Lethbridge Expansion: SAAG blooms in the park
In late 2009, the Southern Alberta Art Gallery broke ground on a major expansion and reconfiguration of its premises on 3rd Avenue in Lethbridge (exhibitions have been presented in a temporary space since early 2009). Along with upgrades to the main galleries and new state-of-the-art, user-friendly library and classroom spaces, the refit will see the building better integrated with Galt Gardens, the park it sits adjacent to, and the addition of a well-equipped multi-purpose gallery that will, as the SAAG’s Curator, Ryan Doherty, puts it, “greatly expand the types of shows we are able to present. We envision it serving as an open studio or workshop space as well as an inviting venue for lectures, screenings and other special events the building could not accommodate as well before.” The museum staff plans to move back into the expanded space over the summer and reopen the gallery in fall 2010 with a multi-generational exhibition focused on Alberta artists entitled “On Your Marks.”
Goodbye NYC: Caitlin Jones to Western Front
As a final development in a roller-coaster year for the B.C. arts scene, Caitlin Jones took up the post of Executive Director at Western Front in December. Jones returned to Vancouver in the summer of 2009 after ten years in New York City, where she worked at the Guggenheim, wrote for the website Rhizome, organized the Variable Media Network (a consortium dedicated to the preservation of video, performance and installation art), coordinated exhibitions for Madison Square Park and lectured at institutions including P.S.1/MOMA.
Jones values her American experiences but is excited to be working in a context that is more distant from market influences. “My feeling here is simply that the conversation doesn’t always have to come back to ‘Who is your gallery? Did you sell anything at Frieze?’ It is a much better situation.”
Once a few vacant positions are filled at the gallery, she hopes to plan programming around the early Web artists Olia Lialina and Dragan Espenschied and continue to support works relating to Western Front’s history, like Reece Terris’s Another False Front, on view to March 27.
Prefix Prospects: McLeod curates 2011 Photo Fest
Scott McLeod, Director of Prefix ICA in Toronto, will spearhead the next edition of Le Mois de la Photo à Montréal.

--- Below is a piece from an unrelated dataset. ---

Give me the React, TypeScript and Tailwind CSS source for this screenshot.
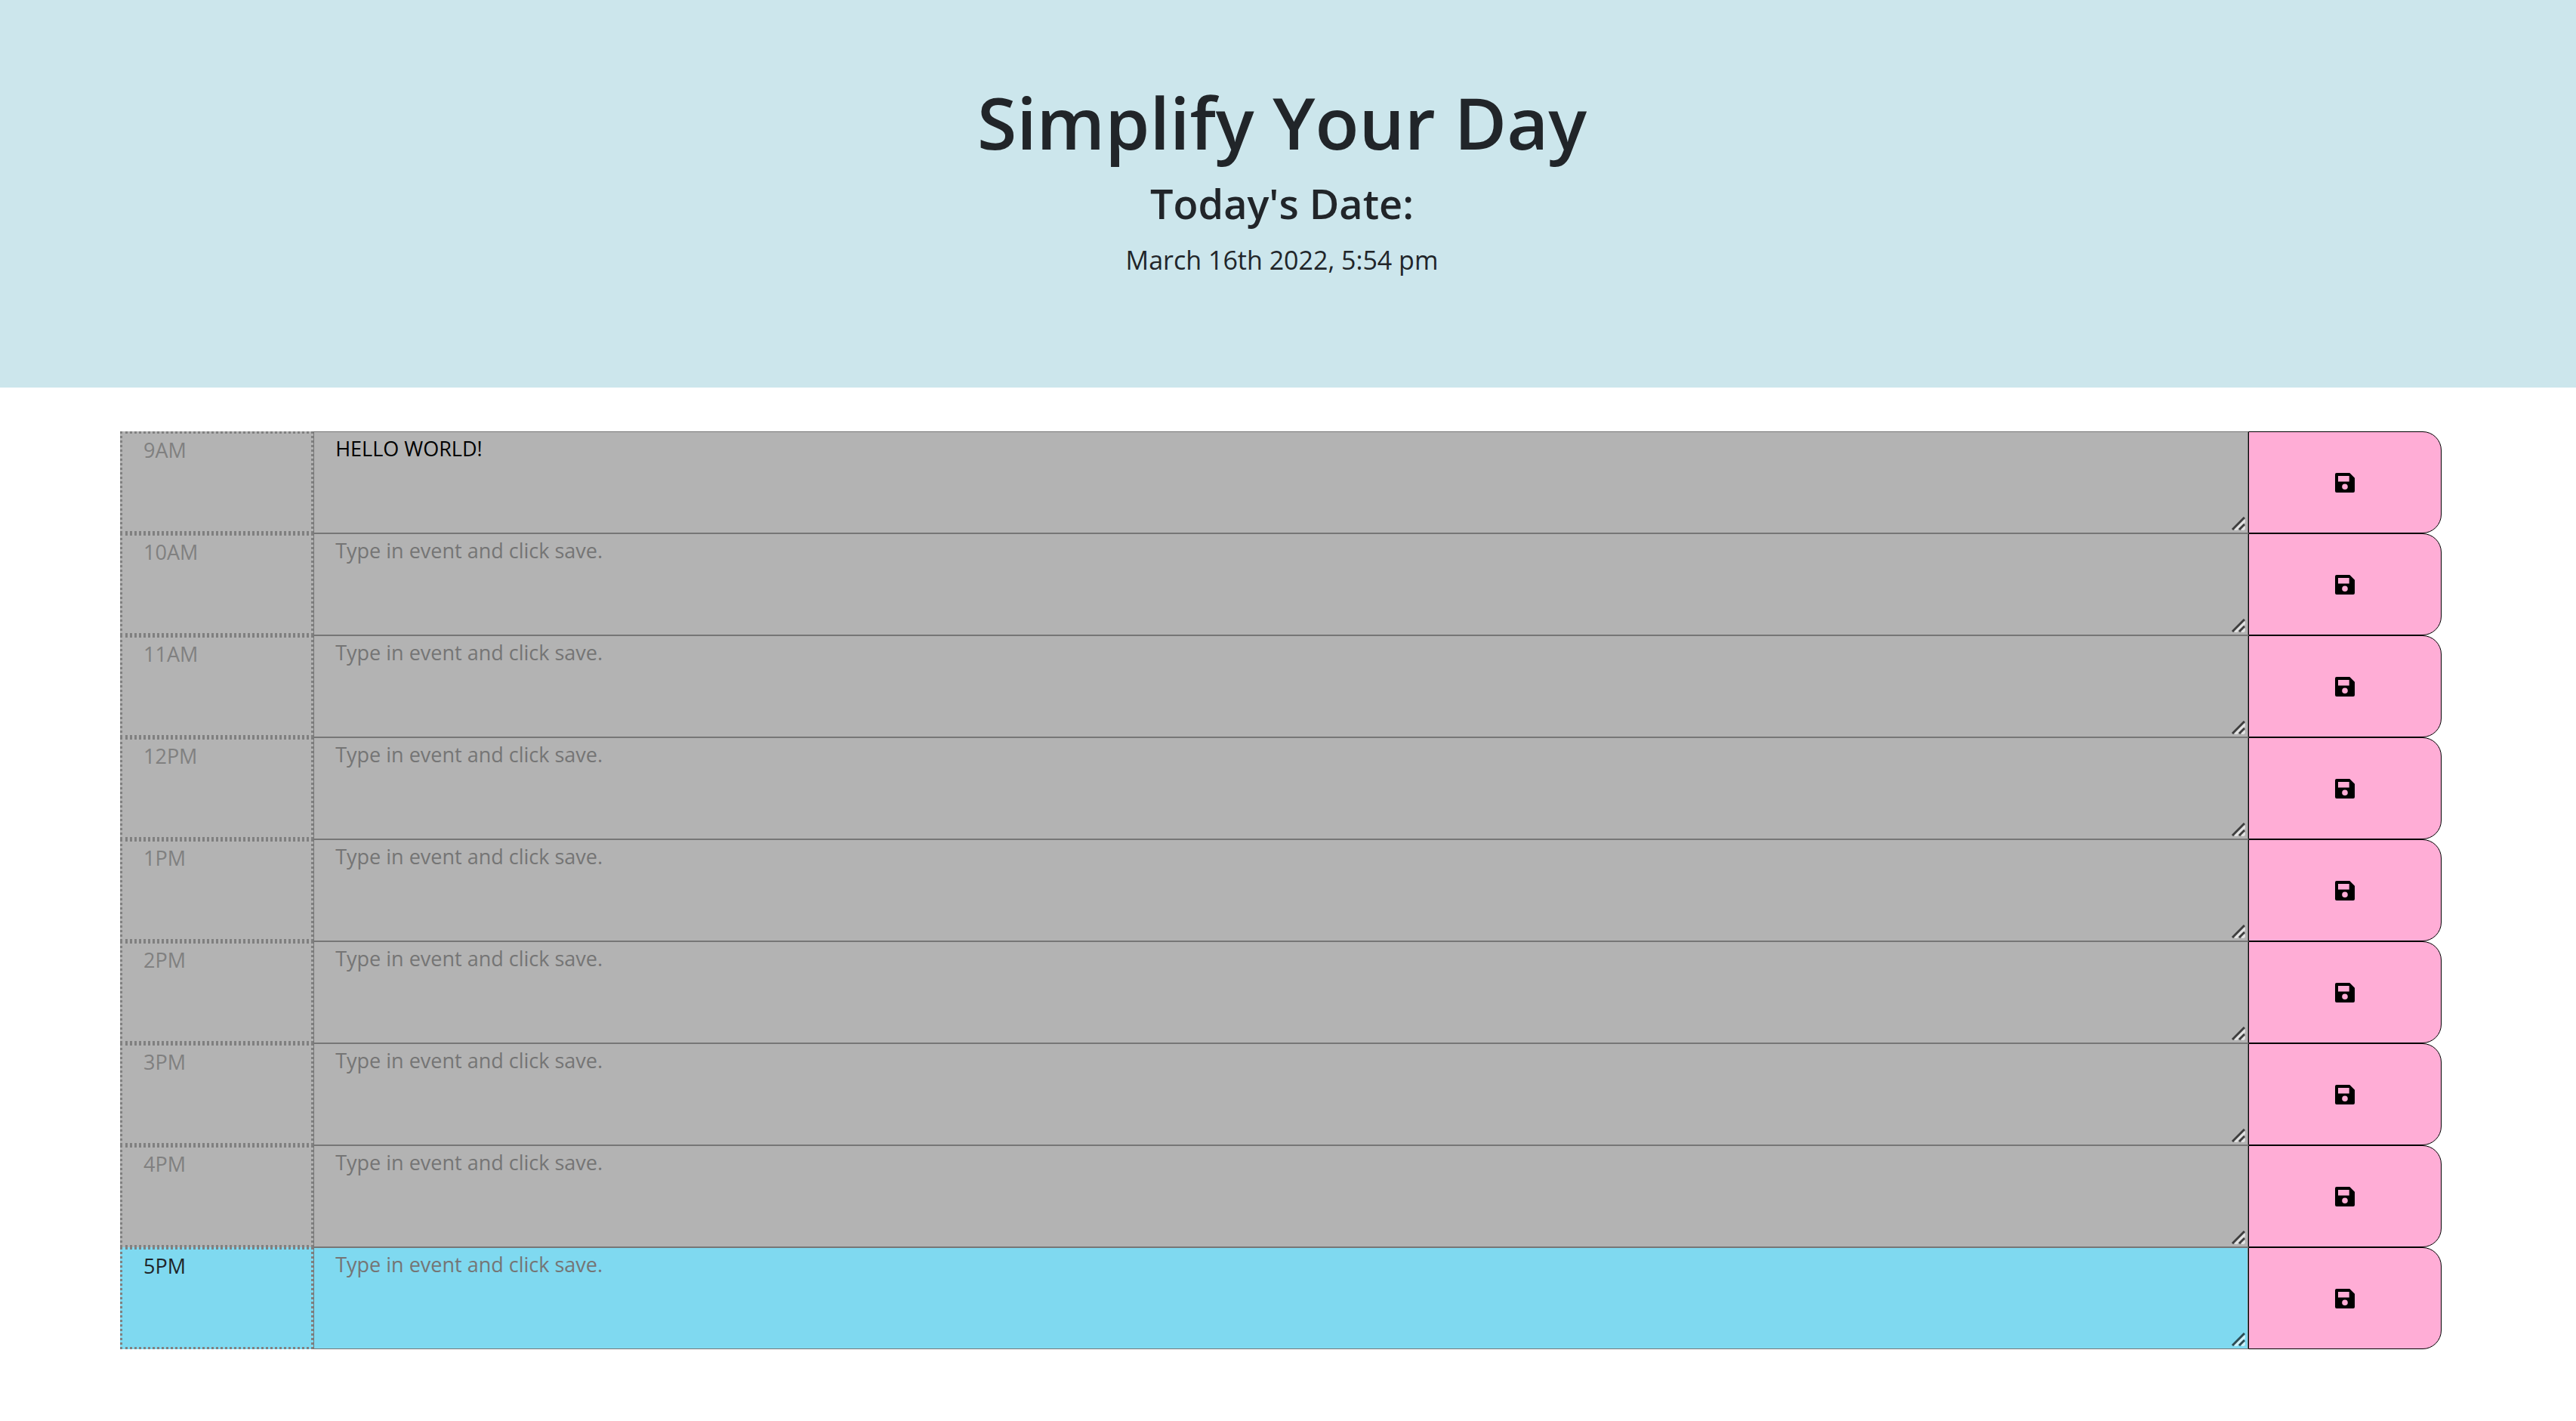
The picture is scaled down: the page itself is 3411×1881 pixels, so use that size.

McLeod explains that the twelfth version of the biennial photo extravaganza, scheduled for September, 2011, is to be presented under the theme “Spectral Light” and will “explore the place of light in the technological and conceptual evolution of contemporary photographic art, as well as the fundamental role that light plays in our concepts of knowledge and understanding.” Touted for years as North America’s premier photography festival, Le Mois de la Photo à Montréal has promoted contemporary photography and emerging curatorial talent through wide-ranging programming since its inception in 1989. The event’s previous guest curators include Vincent Lavoie, Martha Langford, Marie Fraser and Gaëlle Morel.